TASK INPUTS —
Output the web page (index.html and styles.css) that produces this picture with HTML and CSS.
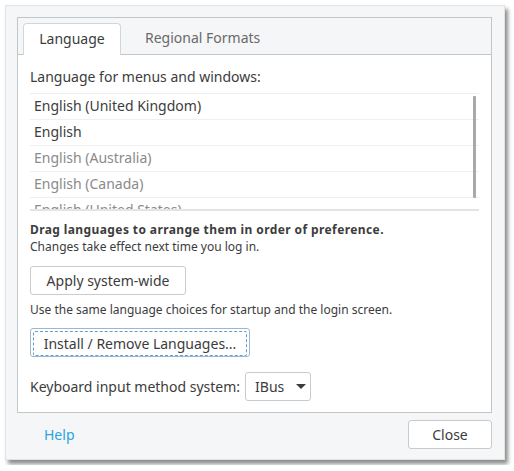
FILE: index.html
```html
<!DOCTYPE html>
<html lang="en">
<head>
  <meta charset="UTF-8">
  <title>Language Support</title>
  <link rel="stylesheet" href="styles.css">
</head>
<body>
  <div class="window">
    <div class="notebook">
      <div class="tabs">
        <div class="tab active">Language</div>
        <div class="tab">Regional Formats</div>
      </div>
      <div class="page">
        <p class="label">Language for menus and windows:</p>
        <div class="list">
          <ul>
            <li>English (United Kingdom)</li>
            <li>English</li>
            <li class="off">English (Australia)</li>
            <li class="off">English (Canada)</li>
            <li class="off">English (United States)</li>
          </ul>
          <div class="scrollbar"></div>
        </div>
        <p class="hint"><b>Drag languages to arrange them in order of preference.</b><br>Changes take effect next time you log in.</p>
        <button class="btn apply">Apply system-wide</button>
        <p class="hint note">Use the same language choices for startup and the login screen.</p>
        <button class="btn install"><span>Install / Remove Languages...</span></button>
        <div class="keyboard">
          <span>Keyboard input method system:</span>
          <button class="btn combo">IBus <span class="arrow"></span></button>
        </div>
      </div>
    </div>
    <div class="footer">
      <a class="help" href="#">Help</a>
      <button class="btn close">Close</button>
    </div>
  </div>
</body>
</html>
```

FILE: styles.css
```css
body {
  margin: 0;
  background: #fff;
  font-family: "Noto Sans", "DejaVu Sans", sans-serif;
  font-size: 14px;
  color: #3c3c3c;
}

.window {
  margin: 5px;
  width: 500px;
  height: 455px;
  box-sizing: border-box;
  background: #f5f6f7;
  border: 1px solid #e2e3e4;
  box-shadow: 3px 4px 4px rgba(0, 0, 0, 0.45);
  padding: 11px 12px 0 11px;
}

.notebook {
  border: 1px solid #c3c6c9;
  background: #fff;
}

.tabs {
  display: flex;
  background: #f5f6f7;
  padding: 5px 0 0 5px;
  border-bottom: 1px solid #c3c6c9;
  height: 31px;
}

.tab {
  height: 32px;
  line-height: 29px;
  box-sizing: border-box;
  padding: 0 22px 0 20px;
  color: #6a6a6a;
}

.tab.active {
  background: #fff;
  border: 1px solid #d3d6d9;
  border-bottom: none;
  border-radius: 4px 4px 0 0;
  color: #3c3c3c;
  width: 98px;
  padding: 0;
  text-align: center;
  margin-right: 4px;
}

.page {
  padding: 12px 12px 11px 12px;
}

.label {
  margin: 0 0 6px;
  line-height: 20px;
}

.list {
  position: relative;
  border-top: 1px solid #eeeeee;
  border-bottom: 2px solid #e3e4e5;
  height: 115px;
  overflow: hidden;
}

.list ul {
  list-style: none;
  margin: 0;
  padding: 0;
}

.list li {
  height: 26px;
  line-height: 24px;
  border-bottom: 1px solid #efefef;
  box-sizing: border-box;
  padding-left: 4px;
}

.list li.off {
  color: #8a8a8a;
}

.scrollbar {
  position: absolute;
  right: 3px;
  top: 2px;
  width: 3px;
  height: 102px;
  background: #a9a9a9;
  border-radius: 1px;
}

.hint {
  font-size: 12px;
  line-height: 17px;
  margin: 10px 0 0;
}

.hint b {
  font-weight: bold;
  letter-spacing: 0.4px;
}

.btn {
  font-family: inherit;
  font-size: 14px;
  color: #3c3c3c;
  background: #fff;
  border: 1px solid #c8cbce;
  border-radius: 3px;
  height: 29px;
  padding: 0;
}

.apply {
  display: block;
  margin-top: 11px;
  width: 156px;
}

.note {
  margin-top: 6px;
}

.install {
  display: block;
  margin-top: 10px;
  width: 220px;
  border-color: #9fb6cc;
  padding: 2px;
}

.install span {
  display: block;
  height: 100%;
  line-height: 23px;
  border: 1px dashed #5f9ed6;
  border-radius: 2px;
}

.keyboard {
  display: flex;
  align-items: center;
  margin-top: 15px;
}

.combo {
  margin-left: 5px;
  width: 66px;
  display: flex;
  align-items: center;
  padding-left: 9px;
}

.arrow {
  margin-left: 12px;
  border-left: 5px solid transparent;
  border-right: 5px solid transparent;
  border-top: 5px solid #3c3c3c;
}

.footer {
  display: flex;
  justify-content: space-between;
  align-items: center;
  padding: 7px 0 0 27px;
}

.help {
  color: #2aa4dd;
  text-decoration: none;
}

.close {
  width: 84px;
}
```
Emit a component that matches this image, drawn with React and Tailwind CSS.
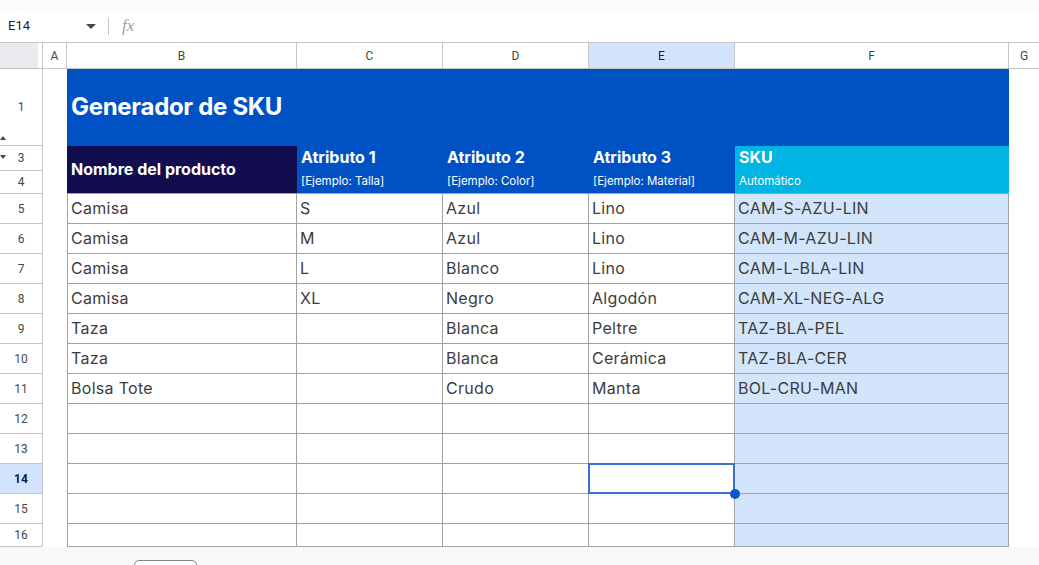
import React from "react";

const rows = [
  ["Camisa", "S", "Azul", "Lino", "CAM-S-AZU-LIN"],
  ["Camisa", "M", "Azul", "Lino", "CAM-M-AZU-LIN"],
  ["Camisa", "L", "Blanco", "Lino", "CAM-L-BLA-LIN"],
  ["Camisa", "XL", "Negro", "Algodón", "CAM-XL-NEG-ALG"],
  ["Taza", "", "Blanca", "Peltre", "TAZ-BLA-PEL"],
  ["Taza", "", "Blanca", "Cerámica", "TAZ-BLA-CER"],
  ["Bolsa Tote", "", "Crudo", "Manta", "BOL-CRU-MAN"],
  ["", "", "", "", ""],
  ["", "", "", "", ""],
  ["", "", "", "", ""],
  ["", "", "", "", ""],
  ["", "", "", "", ""],
];

const attrs = [
  ["Atributo 1", "[Ejemplo: Talla]"],
  ["Atributo 2", "[Ejemplo: Color]"],
  ["Atributo 3", "[Ejemplo: Material]"],
];

function RowHead({ n, active, children }) {
  return (
    <div
      className={
        "relative flex items-center justify-center border-r border-b border-[#c4c7c5] text-[12px] font-['Roboto',sans-serif] " +
        (active ? "bg-[#d3e3fd] font-bold text-[#041e49]" : "bg-white text-[#444746]")
      }
    >
      {n}
      {children}
    </div>
  );
}

function ColHead({ label, active }) {
  return (
    <div
      className={
        "flex items-center justify-center border-r border-b border-[#c4c7c5] text-[12px] font-['Roboto',sans-serif] " +
        (active ? "bg-[#d3e3fd] text-[#041e49]" : "bg-white text-[#444746]")
      }
    >
      {label}
    </div>
  );
}

export default function App() {
  return (
    <div className="w-[1039px] h-[565px] overflow-hidden bg-white font-['Roboto',sans-serif] flex flex-col">
      {/* formula bar */}
      <div className="h-[10px] bg-[#f9fbfd]" />
      <div className="h-[33px] flex items-center border-b border-[#c4c7c5] bg-white">
        <div className="w-[108px] flex items-center justify-between pl-2 pr-[12px] text-[13px] text-[#1f1f1f]">
          <span>E14</span>
          <svg width="10" height="5" viewBox="0 0 10 5">
            <path d="M0 0h10L5 5z" fill="#444746" />
          </svg>
        </div>
        <div className="w-px h-[17px] bg-[#c4c7c5]" />
        <span className="ml-[13px] text-[17px] italic text-[#9e9e9e] font-['Liberation_Serif',serif]">fx</span>
      </div>

      {/* sheet grid */}
      <div className="grid grid-cols-[43px_24px_230px_146px_146px_146px_274px_30px] grid-rows-[26px_77px_25px_23px_repeat(11,30px)_23px] font-['Inter',sans-serif]">
        {/* column headers */}
        <div className="border-r border-b border-[#c4c7c5] bg-white">
          <div className="w-[38px] h-full bg-[#e9ebee]" />
        </div>
        <ColHead label="A" />
        <ColHead label="B" />
        <ColHead label="C" />
        <ColHead label="D" />
        <ColHead label="E" active />
        <ColHead label="F" />
        <div className="flex items-center justify-center border-b border-[#c4c7c5] text-[12px] text-[#444746] bg-white font-['Roboto',sans-serif]">G</div>

        {/* row 1 */}
        <RowHead n="1">
          <svg className="absolute left-0 bottom-[5px]" width="6" height="4" viewBox="0 0 6 4">
            <path d="M0 4h6L3 0z" fill="#444746" />
          </svg>
        </RowHead>
        <div />
        <div className="col-span-5 bg-[#0052c4] flex items-center pl-[4px] pb-[2px] text-white text-[24px] font-bold tracking-[-0.3px]">
          Generador de SKU
        </div>
        <div />

        {/* row 3 */}
        <RowHead n="3">
          <svg className="absolute left-0 top-[9px]" width="6" height="4" viewBox="0 0 6 4">
            <path d="M0 0h6L3 4z" fill="#444746" />
          </svg>
        </RowHead>
        <div />
        <div className="row-span-2 bg-[#120d4f] border-b border-[#a3a3a3] flex items-center pl-[4px] pb-[1px] text-white text-[16px] font-bold">
          Nombre del producto
        </div>
        {attrs.map(([t]) => (
          <div key={t} className="bg-[#0052c4] flex items-end pl-[4px] pb-[2px] text-white text-[16px] font-bold">
            {t}
          </div>
        ))}
        <div className="bg-[#00b4e4] flex items-end pl-[4px] pb-[2px] text-white text-[16px] font-bold">SKU</div>
        <div />

        {/* row 4 */}
        <RowHead n="4" />
        <div />
        {attrs.map(([t, s]) => (
          <div key={s} className="bg-[#0052c4] border-b border-[#a3a3a3] flex items-center pl-[4px] text-white text-[11.5px]">
            {s}
          </div>
        ))}
        <div className="bg-[#00b4e4] border-b border-[#a3a3a3] flex items-center pl-[4px] text-white text-[11.5px]">
          Automático
        </div>
        <div />

        {/* data rows */}
        {rows.map((r, i) => {
          const n = i + 5;
          return (
            <React.Fragment key={n}>
              <RowHead n={n} active={n === 14} />
              <div />
              {r.map((v, j) => (
                <div
                  key={j}
                  className={
                    "relative flex items-center pl-[3px] pb-[2px] text-[16px] tracking-[0.3px] text-[#3d3d3d] border-r border-b border-[#a3a3a3] " +
                    (j === 0 ? "border-l " : "") +
                    (j === 4 ? "bg-[#d3e5fb]" : "bg-white") +
                    (n === 14 && j === 3 ? " z-10" : "")
                  }
                >
                  {v}
                  {n === 14 && j === 3 && (
                    <>
                      <div className="absolute -left-px -top-px -right-px -bottom-px border-2 border-[#3b6fd1]" />
                      <div className="absolute -right-[6px] -bottom-[6px] w-[10px] h-[10px] rounded-full bg-[#0b57d0]" />
                    </>
                  )}
                </div>
              ))}
              <div />
            </React.Fragment>
          );
        })}
      </div>

      {/* bottom bar */}
      <div className="flex-1 bg-[#f8f8f8] relative">
        <div className="absolute left-[134px] top-[13px] w-[63px] h-[20px] bg-white border border-[#8a8a8a] rounded-t-[5px]" />
      </div>
    </div>
  );
}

PROBLEM TO WORK ON — Make an exact copy of the lines from the one with "Emit a component" through the one with "import React from", both ends in, and nothing else. Drop every picture.

SOLVED EXERCISE —
Emit a component that matches this image, drawn with React and Tailwind CSS.
import React from "react";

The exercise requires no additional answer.